12/22/2016Virginia Delegate Slams Annual $23,000 Toll Road Fees
Plan to turn Interstate 66 into a toll road could cost Virginia commuters up to $23,000 per year.
Virginia commuters may soon pay some of the country's highest toll road fees as the conversion of Interstate 66 into a toll road accelerates. In an oped published Monday in the Fairfax County Times, state Delegate Bob Marshall (R-Manassas) calculated the annual cost of tolling to some of his constituents could exceed $23,000.
"Please show me where the Commonwealth Transportation Board (CTB) or Virginia Department of Transportation (VDOT) has determined that the Northern Virginia population and economic user base will support such exorbitant tolls," Marshall wrote.
Unlike most high occupancy vehicle toll (HOT) projects, there would be no free lanes available on I-66 during commuting hours. Currently the road is limited to two-person carpools during peak hours, but under the new plan, solo drivers and existing two-person carpoolers unable to afford the high annual cost would be forced to leave for work well before 5:30am and head home after 7pm to avoid being charged. There would also be significantly fewer free lanes available for use during off-peak hours.
State officials still have not released official toll rates as the contract to hand over control of the lanes to Cintra, a Spanish firm, and Meridiam, a French company, has been negotiated in secret. Marshall, however, identified a $1.50 per mile toll estimate buried in a VDOT report, which suggests that a commuter heading between the city of Haymarket and Washington, DC would be hit with $92 in daily tolls during normal commuting hours.

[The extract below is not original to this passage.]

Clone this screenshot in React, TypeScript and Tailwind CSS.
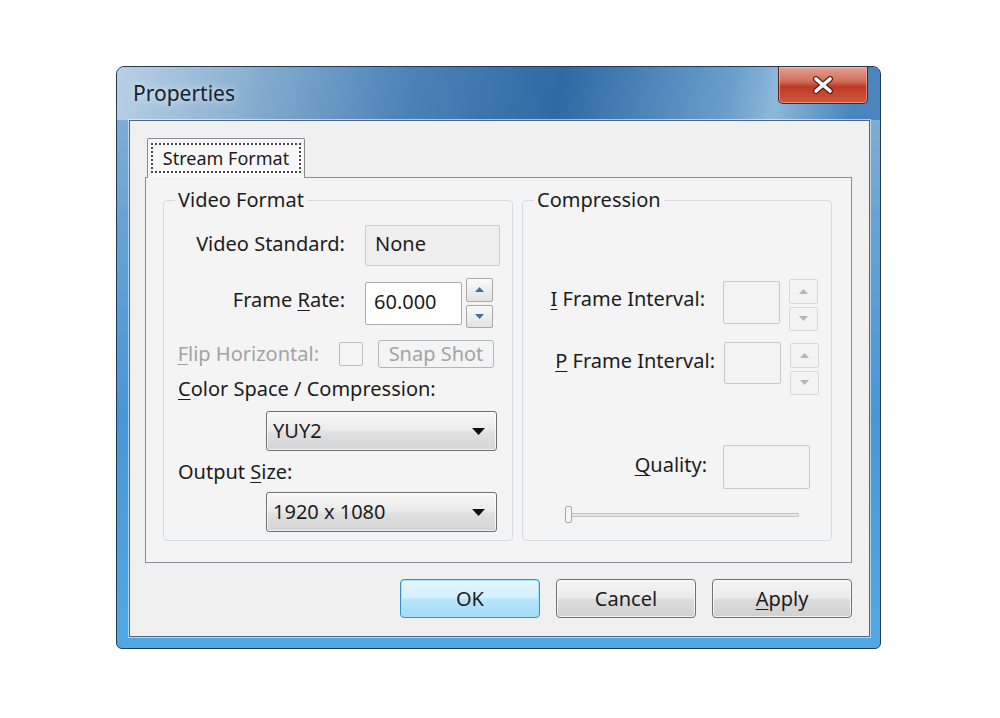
import type { ReactNode } from 'react';

const FONT = "font-['Noto_Sans',sans-serif]";

function Tri({ dir, color }: { dir: 'up' | 'down'; color: string }) {
  return (
    <svg width="9" height="5" viewBox="0 0 9 5">
      <path d={dir === 'up' ? 'M0 5 L4.5 0 L9 5 Z' : 'M0 0 L4.5 5 L9 0 Z'} fill={color} />
    </svg>
  );
}

function Spinner({ disabled, className }: { disabled?: boolean; className: string }) {
  const btn = disabled
    ? 'border-[#d8d8d8] bg-[#f3f3f3]'
    : 'border-[#a8a8a8] bg-[linear-gradient(180deg,#fbfbfb,#e2e2e2)]';
  const color = disabled ? '#b4b4b4' : '#45709e';
  return (
    <div className={`flex flex-col gap-[3px] ${className}`}>
      <div className={`flex flex-1 items-center justify-center rounded-[2px] border ${btn}`}>
        <Tri dir="up" color={color} />
      </div>
      <div className={`flex flex-1 items-center justify-center rounded-[2px] border ${btn}`}>
        <Tri dir="down" color={color} />
      </div>
    </div>
  );
}

function U({ children }: { children: ReactNode }) {
  return <span className="underline decoration-1 underline-offset-[3px]">{children}</span>;
}

function Combo({ value }: { value: string }) {
  return (
    <div className="ml-[102px] flex h-[40px] w-[231px] items-center justify-between rounded-[3px] border border-[#707070] bg-[linear-gradient(180deg,#f7f7f7_0%,#ececec_45%,#e0e0e0_55%,#d5d5d5_100%)] pl-[6px] pr-[11px] shadow-[inset_0_0_0_1px_rgba(255,255,255,0.7)]">
      <span>{value}</span>
      <svg width="13" height="7" viewBox="0 0 13 7">
        <path d="M0 0 L6.5 7 L13 0 Z" fill="#111" />
      </svg>
    </div>
  );
}

function Button({ label, primary }: { label: ReactNode; primary?: boolean }) {
  return (
    <div
      className={`flex h-[39px] w-[140px] items-center justify-center rounded-[4px] border ${
        primary
          ? 'border-[#3c8fc4] bg-[linear-gradient(180deg,#e6f7fe_0%,#d3f0fd_48%,#b8e6fb_52%,#a4dcf6_100%)] shadow-[inset_0_0_0_1px_#a2e3fb]'
          : 'border-[#707070] bg-[linear-gradient(180deg,#f4f4f4_0%,#ebebeb_48%,#dddddd_52%,#d0d0d0_100%)] shadow-[inset_0_0_0_1px_rgba(255,255,255,0.75)]'
      }`}
    >
      {label}
    </div>
  );
}

export default function App() {
  return (
    <div className={`h-[718px] w-[1000px] bg-white pl-[116px] pt-[66px] text-[20px] leading-[24px] text-[#1c1c1c] ${FONT}`}>
      {/* window */}
      <div className="h-[583px] w-[765px] rounded-b-[6px] rounded-t-[8px] border border-[#24384e] bg-[linear-gradient(180deg,#8ab3d6_0%,#6aa3d2_25%,#4896d5_60%,#52a8e2_100%)]">
        {/* title bar */}
        <div className="flex h-[53px] items-start justify-between rounded-t-[7px] bg-[linear-gradient(100deg,#b9d0e4_0%,#93b6d5_14%,#4c83b8_38%,#2f6aa5_58%,#6a9fcb_80%,#8db8da_86%,#4a86bd_96%)] pl-[16px] pr-[12px]">
          <span className="self-center pb-[2px] text-[21px] text-[#16222e] [text-shadow:0_0_8px_rgba(255,255,255,0.9)]">
            Properties
          </span>
          <div className="flex h-[37px] w-[90px] items-center justify-center rounded-b-[5px] border border-t-0 border-[#5b2019] bg-[linear-gradient(180deg,#e2a294_0%,#d06e5a_40%,#bd3a24_55%,#cf5a40_100%)] shadow-[inset_0_0_0_1px_rgba(255,200,190,0.5)]">
            <svg width="24" height="18" viewBox="0 0 24 18">
              <path d="M5 3 L19 15 M19 3 L5 15" stroke="#5a1d15" strokeWidth="6" strokeLinecap="round" />
              <path d="M5 3 L19 15 M19 3 L5 15" stroke="#ffffff" strokeWidth="3.6" strokeLinecap="round" />
            </svg>
          </div>
        </div>

        {/* client */}
        <div className="ml-[12px] h-[517px] w-[741px] border border-[#4d6680] bg-[#f0f0f0] pl-[15px] pt-[17px] shadow-[0_0_0_1px_rgba(255,255,255,0.55)]">
          {/* tab strip */}
          <div className="flex h-[39px] pl-[2px]">
            <div className="relative z-10 h-[40px] w-[158px] rounded-t-[2px] border border-b-0 border-[#898c95] bg-[#f7f7f7] px-[3px] pb-[5px] pt-[4px]">
              <div className="flex h-full items-center justify-center border-2 border-dotted border-[#4a4a4a] text-[18px]">
                Stream Format
              </div>
            </div>
          </div>

          {/* panel */}
          <div className="flex h-[386px] w-[707px] gap-[9px] border border-[#898c95] bg-[#f4f4f4] pl-[17px] pt-[10px]">
            {/* Video Format */}
            <fieldset className="h-[353px] w-[350px] rounded-[4px] border border-[#d4dce3]">
              <legend className="ml-[11px] px-[3px]">Video Format</legend>

              <div className="mt-[13px] flex items-center">
                <span className="w-[181px] pb-[3px] text-right">Video Standard:</span>
                <div className="ml-[20px] flex h-[41px] w-[135px] items-center rounded-[2px] border border-[#cdcdcd] bg-[#efefef] pb-[3px] pl-[9px]">
                  None
                </div>
              </div>

              <div className="mt-[12px] flex h-[50px] items-center">
                <span className="w-[181px] pb-[6px] text-right">
                  Frame <U>R</U>ate:
                </span>
                <div className="ml-[20px] flex h-[43px] w-[97px] items-center rounded-[2px] border border-[#abadb3] bg-white pb-[2px] pl-[8px]">
                  60.000
                </div>
                <Spinner className="ml-[4px] h-[50px] w-[27px]" />
              </div>

              <div className="mt-[12px] flex h-[28px] items-center text-[#a3a3a3]">
                <span className="w-[155px] text-right">
                  <U>F</U>lip Horizontal:
                </span>
                <div className="ml-[20px] h-[24px] w-[24px] rounded-[2px] border border-[#bdbdbd] bg-[#f5f5f5]" />
                <div className="ml-[15px] flex h-[28px] w-[116px] items-center justify-center rounded-[3px] border border-[#b2b6b9] bg-[#f4f4f4]">
                  Snap Shot
                </div>
              </div>

              <div className="mt-[9px] pl-[14px]">
                <U>C</U>olor Space / Compression:
              </div>
              <div className="mt-[10px]">
                <Combo value="YUY2" />
              </div>

              <div className="mt-[9px] pl-[14px]">
                Output <U>S</U>ize:
              </div>
              <div className="mt-[8px]">
                <Combo value="1920 x 1080" />
              </div>
            </fieldset>

            {/* Compression */}
            <fieldset className="h-[353px] w-[310px] rounded-[4px] border border-[#d4dce3]">
              <legend className="ml-[11px] px-[3px]">Compression</legend>

              <div className="mt-[67px] flex items-start">
                <span className="mt-[8px] w-[182px] text-right">
                  <U>I</U> Frame Interval:
                </span>
                <div className="ml-[18px] mt-[2px] h-[43px] w-[57px] rounded-[2px] border border-[#c8c8c8] bg-[#f3f3f3]" />
                <Spinner disabled className="ml-[9px] h-[52px] w-[29px]" />
              </div>

              <div className="mt-[11px] flex items-start">
                <span className="mt-[7px] w-[192px] text-right">
                  <U>P</U> Frame Interval:
                </span>
                <div className="ml-[9px] h-[42px] w-[57px] rounded-[2px] border border-[#c8c8c8] bg-[#f3f3f3]" />
                <Spinner disabled className="ml-[9px] mt-[1px] h-[52px] w-[29px]" />
              </div>

              <div className="mt-[50px] flex items-start">
                <span className="mt-[8px] w-[184px] text-right">
                  <U>Q</U>uality:
                </span>
                <div className="ml-[16px] h-[44px] w-[87px] rounded-[2px] border border-[#c8c8c8] bg-[#f3f3f3]" />
              </div>

              <div className="relative ml-[42px] mt-[17px] flex h-[17px] w-[234px] items-center">
                <div className="h-[4px] w-full rounded-[1px] border border-[#c4c4c4] bg-[#e6e6e6]" />
                <div className="absolute left-0 top-0 h-[17px] w-[7px] rounded-[2px] border border-[#a8a8a8] bg-[#f6f6f6]" />
              </div>
            </fieldset>
          </div>

          {/* buttons */}
          <div className="mt-[16px] flex w-[707px] justify-end gap-[16px]">
            <Button label="OK" primary />
            <Button label="Cancel" />
            <Button
              label={
                <span>
                  <U>A</U>pply
                </span>
              }
            />
          </div>
        </div>
      </div>
    </div>
  );
}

"The imposition of HOT lane tolls by Governor [Terry] McAuliffe I believe will seriously depress the value of homes in Prince William, Manassas, Manassas Park, Fairfax and Loudoun because the cost to commute will increase significantly as will the cost of doing business for any company that uses I-66 to deliver products or services," Marshall explained on his website.
Despite the amount of profit these charges are expected to generate, state officials have no plans to add any general purpose lanes to I-66 within the next eight years.
"Toll revenue will not be used to add new lanes to I-66 inside the Beltway, but turned over to an unelected board to build bike paths and improve some mass transit," Marshall said.